Putting the 5 Ds into practice
Understanding the 5 Ds is one thing. Actually using them when you witness inappropriate behaviour is something else entirely.
I’ve seen people go from complete bystander paralysis to confident intervention once they understood they had options and got some practice using them. But it does take practice. And it helps enormously when your workplace culture supports bystander intervention rather than discouraging it.
The best way to build your skills with the 5 Ds is through scenario-based training where you can practice different approaches in safe environments. Role-playing different workplace situations, discussing what intervention options might work best, getting feedback on your approach.
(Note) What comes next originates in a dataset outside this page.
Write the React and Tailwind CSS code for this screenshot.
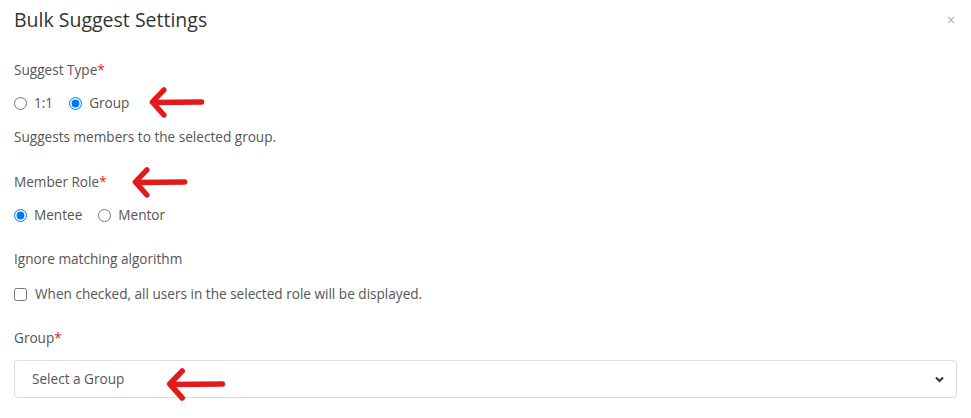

But you can also start small in your current workplace. Look for lower-stakes opportunities to practice intervention skills. Maybe someone makes a mildly inappropriate joke in a small group setting. Perfect chance to try out direct intervention or distraction without massive consequences if it doesn’t go perfectly.
The more you practice, the more natural it becomes to assess situations quickly and choose appropriate intervention strategies.
Organisational support makes a huge difference too. When leadership clearly values bystander intervention and protects people who speak up appropriately, it creates psychological safety for using the 5 Ds effectively. When policies explicitly support bystander action and provide clear escalation pathways, people feel more confident about intervening.
Look, the 5 Ds aren’t magic. They’re tools. But they’re bloody effective tools when you know how to use them and when you’ve got support for using them.
If you want to build your skills with the 5 Ds and become a more confident active bystander, there are practical steps you can take right now. Check out our online training here for comprehensive skill development you can do at your own pace, or contact us about live training that gives you hands-on practice with real workplace scenarios.
Remember, being an active bystander isn’t about being perfect or fearless. It’s about having a toolkit of intervention options and the confidence to use them when it matters. The 5 Ds give you that toolkit.